Целый месяц Тургенев находился под арестом, а затем выслан в село Спасское-Лутовиново — родовое имение матери в Орловской губернии. Писателю было запрещено покидать место ссылки «до нового распоряжения». Находясь в невольном изгнании, Тургенев написал рассказ и отправил его своему Издателю — Ивану Сергеевичу Аксакову. Вскоре в Спасское-Лутовиново пришел ответ, в котором Аксаков сообщал, что вся его семья в восторге от «Муму», и рассказ вскоре будет опубликован в «Московском вестнике».
Планы не удалось осуществить — следующий том «Московского вестника» был арестован цензурой, поэтому, читатели могли познакомиться с рассказом «Муму», только в 1854 году, когда он появился в журнале «Современник».

«Муму» является одним из самых известных произведений Тургенева, причем, его сюжет — не выдумка автора, а реальная история. Произошла она в доме Варвары Петровны Тургеневой — матери писателя. Она была женщиной властной, и считала, что ее сын занимается делом, недостойным дворянина — литературой. А сам Иван Сергеевич позднее вспоминал, что «Муму» он не сочинял, а просто описал то, с чем довелось столкнуться в реальной жизни.

У Варвары Тургеневой, действительно, был немой крепостной крестьянин, только звали его не Герасим, как в рассказе, а Андрей. Как и герой рассказа Тургенева, Андрей отличался невероятной силой и огромным ростом. Кроме того, Андрей был убежденным трезвенником, а работал за троих. Познакомилась с ним Варвара Петровна случайно — она объезжала собственные поместья и увидела в селе Сычево рослого крестьянина, работающего в поле. Его окликнули, но тот даже не отозвался — от рождения парень был глухонемым. По распоряжению барыни, Андрея определили на должность дворника в московском доме Тургеневой.

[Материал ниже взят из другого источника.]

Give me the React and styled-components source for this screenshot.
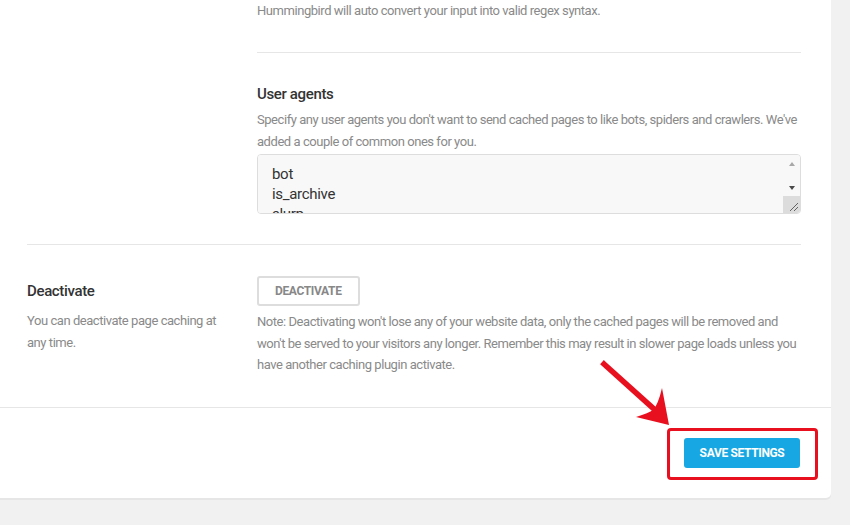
import React from "react";
import styled, { createGlobalStyle } from "styled-components";

const Global = createGlobalStyle`
  html, body { margin: 0; padding: 0; background: #f1f1f1; }
  body { font-family: Roboto, "Liberation Sans", sans-serif; -webkit-font-smoothing: antialiased; }
  * { box-sizing: border-box; }
`;

const Page = styled.div`
  width: 850px;
  height: 525px;
  overflow: hidden;
  background: #f1f1f1;
`;

const Card = styled.div`
  width: 831px;
  background: #fff;
  border-radius: 0 0 5px 0;
  box-shadow: 0 2px 0 #e6e6e6;
`;

const Body = styled.div`
  padding: 0 30px 0 27px;
`;

const Row = styled.div`
  display: grid;
  grid-template-columns: 230px 1fr;
  padding: ${(p) => p.$pad || "0"};
  border-bottom: ${(p) => (p.$divider ? "1px solid #e6e6e6" : "none")};
`;

const Col = styled.div`
  display: flex;
  flex-direction: column;
  align-items: flex-start;
  padding-right: ${(p) => p.$pr || "0"};
`;

const Text = styled.p`
  margin: ${(p) => p.$m || "0"};
  font-size: 13px;
  letter-spacing: -0.45px;
  line-height: ${(p) => p.$lh || "22px"};
  color: #8a8a8a;
  width: 100%;
`;

const InnerDivider = styled.hr`
  width: 100%;
  margin: 30px 0 30px;
  border: 0;
  border-top: 1px solid #e6e6e6;
`;

const Heading = styled.h4`
  margin: 0 0 4px;
  font-size: 15px;
  font-weight: 500;
  letter-spacing: -0.35px;
  line-height: ${(p) => p.$lh || "22px"};
  color: #333;
`;

const AreaWrap = styled.div`
  position: relative;
  width: 100%;
  margin: 1px 0 30px;
`;

const Area = styled.textarea`
  display: block;
  width: 100%;
  height: 60px;
  padding: 9px 30px 9px 14px;
  background: #f8f8f8;
  border: 1px solid #ddd;
  border-radius: 4px;
  font-family: Roboto, "Liberation Sans", sans-serif;
  font-size: 15px;
  letter-spacing: -0.3px;
  line-height: 20px;
  color: #333;
  resize: vertical;
  outline: none;
  scrollbar-width: none;
`;

const Rail = styled.div`
  position: absolute;
  top: 1px;
  right: 1px;
  bottom: 1px;
  width: 17px;
  display: flex;
  flex-direction: column;
  pointer-events: none;
  border-radius: 0 3px 3px 0;
  overflow: hidden;
`;

const RailButton = styled.div`
  height: 17px;
  display: flex;
  align-items: center;
  justify-content: center;
  margin-top: ${(p) => (p.$down ? "auto" : "0")};
`;

const Tri = styled.span`
  width: 0;
  height: 0;
  border-left: 3.5px solid transparent;
  border-right: 3.5px solid transparent;
  border-bottom: ${(p) => (p.$down ? "0" : "4px solid #a8a8a8")};
  border-top: ${(p) => (p.$down ? "4px solid #4a4a4a" : "0")};
`;

const Corner = styled.div`
  height: 17px;
  background: #dcdcdc;
  display: flex;
  align-items: flex-end;
  justify-content: flex-end;
  padding: 0 2px 2px 0;
`;

const GhostButton = styled.button`
  height: 30px;
  padding: 0 16px;
  background: #fff;
  border: 2px solid #ddd;
  border-radius: 3px;
  font-family: Roboto, "Liberation Sans", sans-serif;
  font-size: 12px;
  font-weight: 700;
  letter-spacing: -0.35px;
  color: #888;
  text-transform: uppercase;
  cursor: pointer;
`;

const FooterBar = styled.div`
  display: flex;
  justify-content: flex-end;
  padding: 30px 31px 30px 0;
  border-top: 1px solid #e6e6e6;
`;

const SaveWrap = styled.div`
  position: relative;
`;

const PrimaryButton = styled.button`
  height: 30px;
  width: 116px;
  padding: 0;
  background: #17a8e3;
  border: 0;
  border-radius: 3px;
  font-family: Roboto, "Liberation Sans", sans-serif;
  font-size: 12px;
  font-weight: 700;
  letter-spacing: -0.35px;
  color: #fff;
  text-transform: uppercase;
  cursor: pointer;
`;

const Highlight = styled.div`
  position: absolute;
  left: -17px;
  top: -10px;
  right: -18px;
  bottom: -12px;
  border: 3px solid #e8101f;
  border-radius: 4px;
  pointer-events: none;
`;

const Arrow = styled.svg`
  position: absolute;
  left: -84px;
  top: -78px;
  width: 72px;
  height: 68px;
  overflow: visible;
  pointer-events: none;
`;

export default function App() {
  return (
    <Page>
      <Global />
      <Card>
        <Body>
          <Row $divider>
            <div />
            <Col>
              <Text>Hummingbird will auto convert your input into valid regex syntax.</Text>
              <InnerDivider />
              <Heading>User agents</Heading>
              <Text>
                Specify any user agents you don't want to send cached pages to like bots, spiders and crawlers. We've
                added a couple of common ones for you.
              </Text>
              <AreaWrap>
                <Area
                  defaultValue={"bot\nis_archive\nslurp\ncrawl\nspider\nYandex"}
                  spellCheck={false}
                />
                <Rail>
                  <RailButton>
                    <Tri />
                  </RailButton>
                  <RailButton $down>
                    <Tri $down />
                  </RailButton>
                  <Corner>
                    <svg width="9" height="9" viewBox="0 0 9 9">
                      <line x1="1" y1="9" x2="9" y2="1" stroke="#555" strokeWidth="0.9" />
                      <line x1="5" y1="9" x2="9" y2="5" stroke="#555" strokeWidth="0.9" />
                    </svg>
                  </Corner>
                </Rail>
              </AreaWrap>
            </Col>
          </Row>
          <Row $pad="31px 0 31px">
            <Col $pr="20px">
              <Heading $lh="30px">Deactivate</Heading>
              <Text $lh="21.5px">You can deactivate page caching at any time.</Text>
            </Col>
            <Col>
              <GhostButton>Deactivate</GhostButton>
              <Text $lh="21.5px" $m="5px 0 0">
                Note: Deactivating won't lose any of your website data, only the cached pages will be removed and
                won't be served to your visitors any longer. Remember this may result in slower page loads unless you
                have another caching plugin activate.
              </Text>
            </Col>
          </Row>
        </Body>
        <FooterBar>
          <SaveWrap>
            <Arrow viewBox="0 0 72 68">
              <line x1="4" y1="4" x2="54" y2="49" stroke="#e8101f" strokeWidth="5.5" strokeLinecap="square" />
              <path d="M69 65 L36 57 Q49 53 53 50 Q58 45 62 28 Z" fill="#e8101f" />
            </Arrow>
            <PrimaryButton>Save Settings</PrimaryButton>
            <Highlight />
          </SaveWrap>
        </FooterBar>
      </Card>
    </Page>
  );
}
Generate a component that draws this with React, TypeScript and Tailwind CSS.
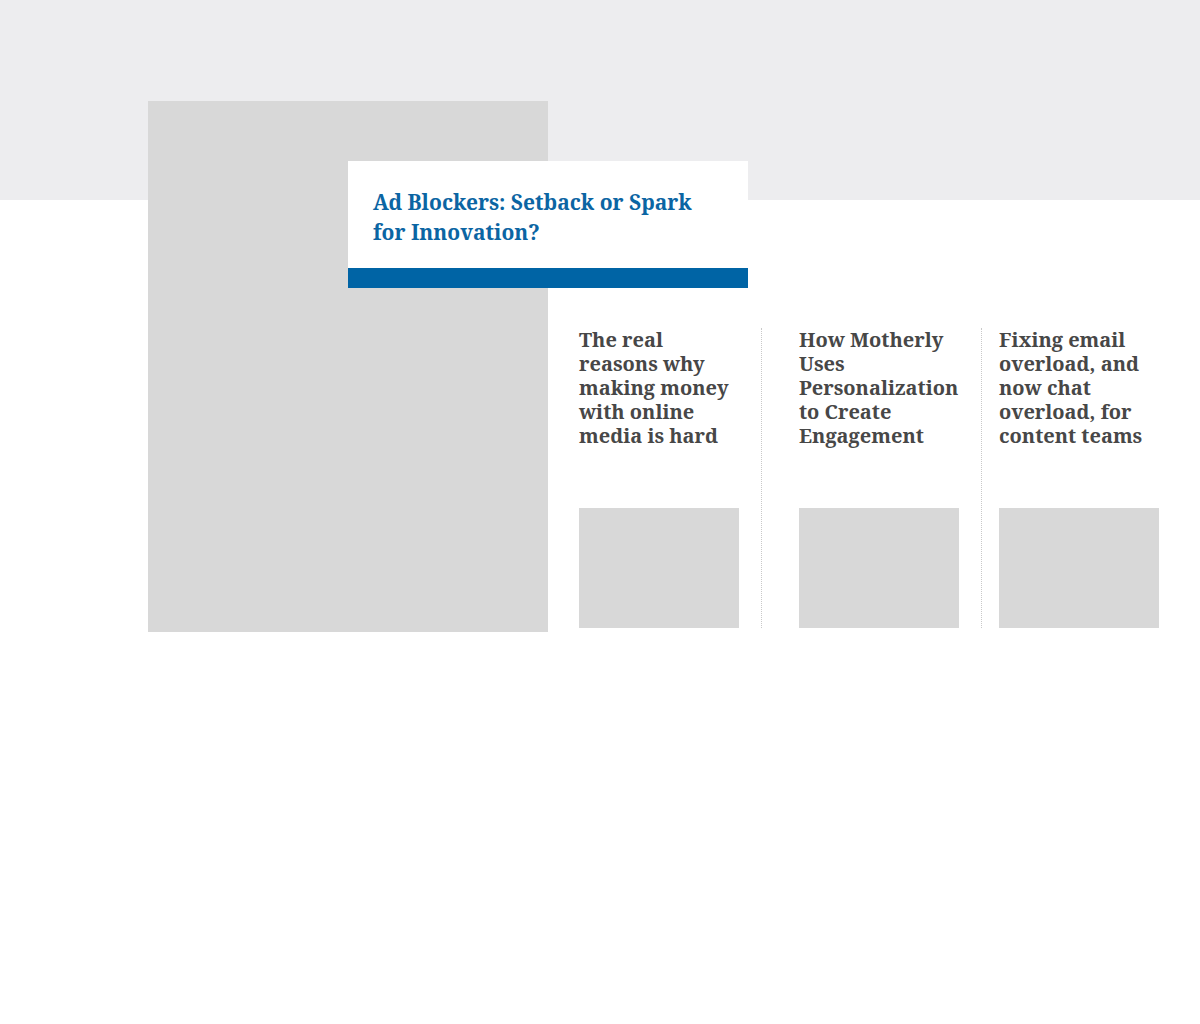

В рассказе «Муму» Тургенев отмечает, что Герасим имел рост 12 вершков. А если учесть, что один вершок равен 4,45см, получается, что Герасим вырос чуть более полуметра? Это совершенно не так. К этим вершкам нужно было прибавить два аршина, то есть, 1 метр 42 сантиметра. Причем, в девятнадцатом веке рост официально считали в аршинах и вершках. Получается, что рост Герасима составлял около 195 сантиметров. Даже в наше время он не затерялся бы в толпе.

Барыня осыпала своего крепостного милостями, а он платил ей искренней преданностью. Никто не помнит, чтобы Андрея подвергали каким-либо наказаниям, хотя Варвара Петровна была скорой на расправу. Дворника хорошо кормили, одевали. Так что, Андрей на жизнь не жаловался.

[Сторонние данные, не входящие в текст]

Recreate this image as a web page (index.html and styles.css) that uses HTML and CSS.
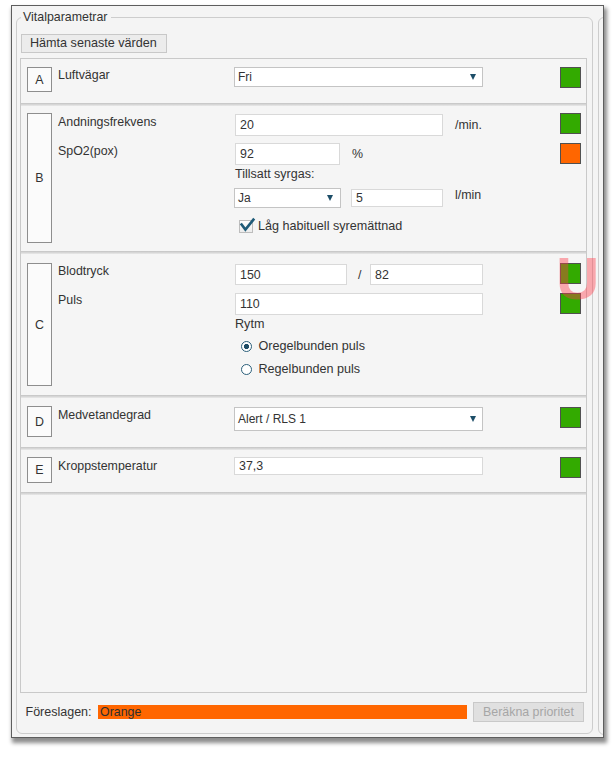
FILE: index.html
```html
<!DOCTYPE html>
<html lang="sv">
<head>
<meta charset="utf-8">
<title>Vitalparametrar</title>
<link rel="stylesheet" href="styles.css">
</head>
<body>
<div class="frame">
<div class="window">
  <fieldset class="group">
    <legend class="group-title">Vitalparametrar</legend>
    <button class="btn btn-fetch" type="button">Hämta senaste värden</button>
    <div class="panel">
      <section class="row row-a">
        <div class="letter letter-a">A</div>
        <div class="body">
          <div class="label lbl-a">Luftvägar</div>
          <div class="ctrl">
            <div class="select sel-full sel-a"><span>Fri</span><i class="arrow"></i></div>
          </div>
          <div class="status green"></div>
        </div>
      </section>

      <section class="row row-b">
        <div class="letter letter-b">B</div>
        <div class="body">
          <div class="label lbl-b1">Andningsfrekvens</div>
          <div class="ctrl ctrl-b1">
            <input class="field w208 h22" type="text" value="20">
            <span class="unit">/min.</span>
          </div>
          <div class="status green"></div>

          <div class="label lbl-b2">SpO2(pox)</div>
          <div class="ctrl ctrl-b2">
            <input class="field w105 h22" type="text" value="92">
            <span class="unit">%</span>
          </div>
          <div class="status orange st-b2"></div>

          <div class="ctrl col2 sub-b3">Tillsatt syrgas:</div>

          <div class="ctrl col2 sub-b4">
            <div class="select sel-ja"><span>Ja</span><i class="arrow"></i></div>
            <input class="field w92 h18 f-five" type="text" value="5">
            <span class="unit unit-top">l/min</span>
          </div>

          <label class="ctrl col2 sub-b5 check-line">
            <span class="checkbox"><svg viewBox="0 0 18 17" width="18" height="17"><path d="M3.6 7.6 L7.4 12.6 L15.4 2.6" fill="none" stroke="#1f5b78" stroke-width="2.6" stroke-linecap="square" stroke-linejoin="miter"/></svg></span>
            <span class="opt-text">Låg habituell syremättnad</span>
          </label>
        </div>
      </section>

      <section class="row row-c">
        <div class="letter letter-c">C</div>
        <div class="body">
          <div class="label lbl-c1">Blodtryck</div>
          <div class="ctrl ctrl-c1">
            <input class="field w112 h21" type="text" value="150">
            <span class="slash">/</span>
            <input class="field w113 h21" type="text" value="82">
          </div>
          <div class="status green"></div>

          <div class="label lbl-c2">Puls</div>
          <div class="ctrl ctrl-c2">
            <input class="field w248 h22" type="text" value="110">
          </div>
          <div class="status green st-c2"></div>

          <div class="ctrl col2 sub-c3">Rytm</div>

          <label class="ctrl col2 sub-c4 radio-line">
            <span class="radio checked"></span>
            <span class="opt-text">Oregelbunden puls</span>
          </label>
          <label class="ctrl col2 sub-c5 radio-line">
            <span class="radio"></span>
            <span class="opt-text">Regelbunden puls</span>
          </label>
        </div>
      </section>

      <section class="row row-d">
        <div class="letter letter-d">D</div>
        <div class="body">
          <div class="label lbl-d">Medvetandegrad</div>
          <div class="ctrl ctrl-d">
            <div class="select sel-full sel-d"><span>Alert / RLS 1</span><i class="arrow"></i></div>
          </div>
          <div class="status green st-d"></div>
        </div>
      </section>

      <section class="row row-e">
        <div class="letter letter-e">E</div>
        <div class="body">
          <div class="label lbl-e">Kroppstemperatur</div>
          <div class="ctrl ctrl-e">
            <input class="field w249 h18" type="text" value="37,3">
          </div>
          <div class="status green"></div>
        </div>
      </section>
    </div>

    <div class="footer">
      <span class="footer-label">Föreslagen:</span>
      <div class="priority-bar">Orange</div>
      <button class="btn btn-calc" type="button" disabled>Beräkna prioritet</button>
    </div>
  </fieldset>

  <div class="side-group"></div>

  <div class="watermark">U</div>
</div>
</div>
</body>
</html>
```

FILE: styles.css
```css
* { box-sizing: border-box; }

html, body {
  margin: 0;
  background: #ffffff;
}

body {
  font-family: "Liberation Sans", Arial, sans-serif;
  font-size: 12.4px;
  line-height: 14px;
  color: #333333;
}

.frame {
  width: 616px;
  height: 757px;
  padding: 5px 0 0 11px;
}

.window {
  position: relative;
  display: flex;
  align-items: flex-start;
  gap: 5px;
  width: 593px;
  height: 733px;
  padding: 4px 0 0 4px;
  border: 1px solid #5e5e5e;
  background: #f4f4f4;
  box-shadow: 2px 4px 4px 1px rgba(0, 0, 0, 0.45);
  overflow: hidden;
}

.group {
  flex: 0 0 577px;
  min-width: 0;
  margin: 0;
  padding: 0 5px 11px 4px;
  border: 1px solid #cdcdcd;
  border-radius: 6px;
}

.group-title {
  padding: 0 4px 0 2px;
  font-size: 12.4px;
  line-height: 14px;
  color: #333333;
}

.side-group {
  flex: 0 0 200px;
  margin-top: 7px;
  height: 718px;
  border: 1px solid #cdcdcd;
  border-radius: 6px;
}

.btn {
  display: block;
  margin: 0;
  font-family: inherit;
}

.btn-fetch {
  margin-top: 10px;
  width: 146px;
  height: 19px;
  padding: 0 0 0 8px;
  text-align: left;
  border: 1px solid #c8c8c8;
  background: #ececec;
  color: #333333;
  font-size: 12.6px;
  line-height: 17px;
}

.panel {
  margin: 5px 0 0 -1px;
  height: 635px;
  border: 1px solid #c9c9c9;
  background: #f5f5f5;
}

.row {
  display: flex;
  align-items: flex-start;
  padding: 8px 0 0 6px;
  background: linear-gradient(to bottom, #f5f5f5 calc(100% - 3px), #c3c3c3 calc(100% - 3px), #e9e9e9 100%);
}

.row-a { height: 47px; }
.row-b { height: 148px; padding-top: 7px; }
.row-c { height: 144px; padding-top: 9px; }
.row-d { height: 52px; }
.row-e { height: 45px; padding-top: 7px; }

.letter {
  flex: 0 0 25px;
  display: flex;
  align-items: center;
  justify-content: center;
  border: 1px solid #8e8e8e;
  background: #fbfbfb;
  color: #333333;
}

.letter-a { height: 25px; }
.letter-b { height: 130px; }
.letter-c { height: 123px; }
.letter-d { height: 31px; }
.letter-e { height: 26px; }

.body {
  margin-left: 6px;
  display: grid;
  grid-template-columns: 176px 326px 21px;
  align-items: start;
}

.label { grid-column: 1; }
.ctrl {
  grid-column: 2;
  display: flex;
  align-items: center;
}
.col2 { grid-column: 2; }

.status {
  grid-column: 3;
  width: 21px;
  height: 21px;
  border: 1px solid #505050;
}
.green { background: #33aa00; }
.orange { background: #ff6600; }

.field {
  margin: 0;
  padding: 0 0 0 4px;
  border: 1px solid #d9d9d9;
  background: #ffffff;
  color: #333333;
  font-family: inherit;
  font-size: 12.4px;
  outline: none;
}
.w92 { width: 92px; }
.w105 { width: 105px; }
.w112 { width: 112px; }
.w113 { width: 113px; }
.w208 { width: 208px; }
.w248 { width: 248px; }
.w249 { width: 249px; }
.h18 { height: 18px; }
.h21 { height: 21px; }
.h22 { height: 22px; }

/* Row A */
.lbl-a { margin-top: 0.7px; }

/* Row B */
.lbl-b1 { margin-top: 1.5px; }
.ctrl-b1 { margin-top: 1px; padding-left: 1px; }
.lbl-b2 { margin-top: 8px; }
.ctrl-b2 { margin-top: 7px; padding-left: 1px; }
.st-b2 { margin-top: 7px; }
.sub-b3 { margin-top: 2px; padding-left: 1px; font-size: 12.5px; }
.sub-b4 { margin-top: 7px; align-items: flex-start; }
.field.f-five { margin-left: 10px; margin-top: 1px; }
.unit-top { margin-top: 0; }
.sub-b5 { margin-top: 11px; }

/* Row C */
.lbl-c1 { margin-top: 0.7px; }
.ctrl-c1 { margin-top: 1px; padding-left: 1px; }
.lbl-c2 { margin-top: 8px; }
.ctrl-c2 { margin-top: 8px; padding-left: 1px; }
.st-c2 { margin-top: 8px; }
.sub-c3 { margin-top: 2px; padding-left: 1px; font-size: 12.6px; }
.sub-c4 { margin-top: 8px; }
.sub-c5 { margin-top: 9px; }

/* Row D */
.lbl-d { margin-top: 2px; }
.ctrl-d { margin-top: 1px; }
.st-d { margin-top: 1px; }

/* Row E */
.lbl-e { margin-top: 1.7px; }

.unit { margin-left: 12px; }
.slash { margin-left: 11px; margin-right: 8.6px; }

.select {
  display: flex;
  align-items: center;
  justify-content: space-between;
  padding: 0 6px 0 3px;
  border: 1px solid #c4c4c4;
  background: #ffffff;
  font-size: 12px;
  color: #333333;
}
.sel-full { width: 249px; height: 20px; }
.sel-d { height: 24px; }
.sel-ja { width: 107px; height: 20px; padding-right: 7px; }

.arrow {
  width: 0;
  height: 0;
  border-left: 3.5px solid transparent;
  border-right: 3.5px solid transparent;
  border-top: 6px solid #1d4e68;
}

.check-line,
.radio-line {
  align-items: center;
  height: 14px;
}

.checkbox {
  position: relative;
  flex: 0 0 14px;
  width: 14px;
  height: 13px;
  margin-left: 5px;
  margin-right: 5px;
  border: 1px solid #bdbdbd;
  background: linear-gradient(#ffffff, #ececec);
}
.checkbox svg {
  position: absolute;
  left: -2px;
  top: -4px;
}

.opt-text { font-size: 12.6px; }

.radio {
  flex: 0 0 11px;
  width: 11px;
  height: 11px;
  margin-left: 6.5px;
  margin-right: 7px;
  border: 1.6px solid #2b5f7a;
  border-radius: 50%;
  background: #ffffff;
}
.radio.checked {
  background: radial-gradient(circle, #1f4d66 0 2.4px, #ffffff 2.9px);
}

.footer {
  display: flex;
  align-items: center;
  height: 20px;
  margin-top: 9px;
  padding: 0 3px 0 4.5px;
}
.footer-label { font-size: 12.5px; }

.priority-bar {
  flex: 1;
  height: 14px;
  margin-left: 6.5px;
  padding-left: 2px;
  background: #ff6600;
  color: #2e2e2e;
  font-size: 12.4px;
  line-height: 14px;
}

.btn-calc {
  width: 111px;
  height: 20px;
  margin-left: 6px;
  padding: 0;
  border: 1px solid #c9c9c9;
  background: #e0e0e0;
  color: #a6a6a6;
  font-size: 12.4px;
  line-height: 18px;
  text-align: center;
}

.watermark {
  position: absolute;
  left: 544px;
  top: 243px;
  font-family: "Liberation Sans", Arial, sans-serif;
  font-weight: bold;
  font-size: 60px;
  line-height: 60px;
  color: rgba(255, 60, 75, 0.42);
  white-space: nowrap;
  pointer-events: none;
}
```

Но, однажды он завел себе маленькую беспородную собачонку, которая ни отходила от своего нового хозяина ни на шаг. А вот Варваре Петровне такое своеволие Андрея не понравилось, и она отдала приказ — собаку уничтожить. Покорный крепостной человек не мог ослушаться свою хозяйку, и сделал все, как она требовала: расправился с несчастным животным. Причем, не так трагично, как Герасим в рассказе Тургенева. Андрей просто убил собачку, и ничего особенного в его жизни не произошло, все потекло по-прежнему. Вероятно, Андрей не испытывал таких мучений, как Герасим. Он не покинул усадьбу помещицы, а продолжал верно служить барыне, как и прежде.

После первой публикации рассказа «Муму» наступило длительное молчание. Никто больше не стремился опубликовать его, даже рецензии на произведение не печатались опасались цензуры. Через два года Тургенев готовил к публикации сборник своих «Повестей и рассказов», поэтому, обратился с просьбой включить в книгу и рассказ «Муму». Ни один цензор не брал на себя такую ответственность. Пришлось обращаться аж к самому министру народного просвещения Аврааму Сергеевичу Норову. И он принял решение — публикацию «Муму» разрешить!

Прошло более 150 лет с момента написания Тургеневым своего рассказа. А Муму и сейчас является одним из самых популярных литературных героев. По мотивам произведения не раз выходили фильмы, и даже было установлено несколько памятников в честь этой собачки. Например, 25 марта 2004 года состоялось открытие скульптуры в Санкт-Петербурге на площади Тургенева. Событие было приурочено к 150-летия первой публикации рассказа. А еще один памятник установлен в городе Онфлер (Франция). Авторами проекта являются Юрий Грымов и Владимир Цеслер. Во Франции говорят, что этот памятник посвящен «Муму и всем жертвам любви».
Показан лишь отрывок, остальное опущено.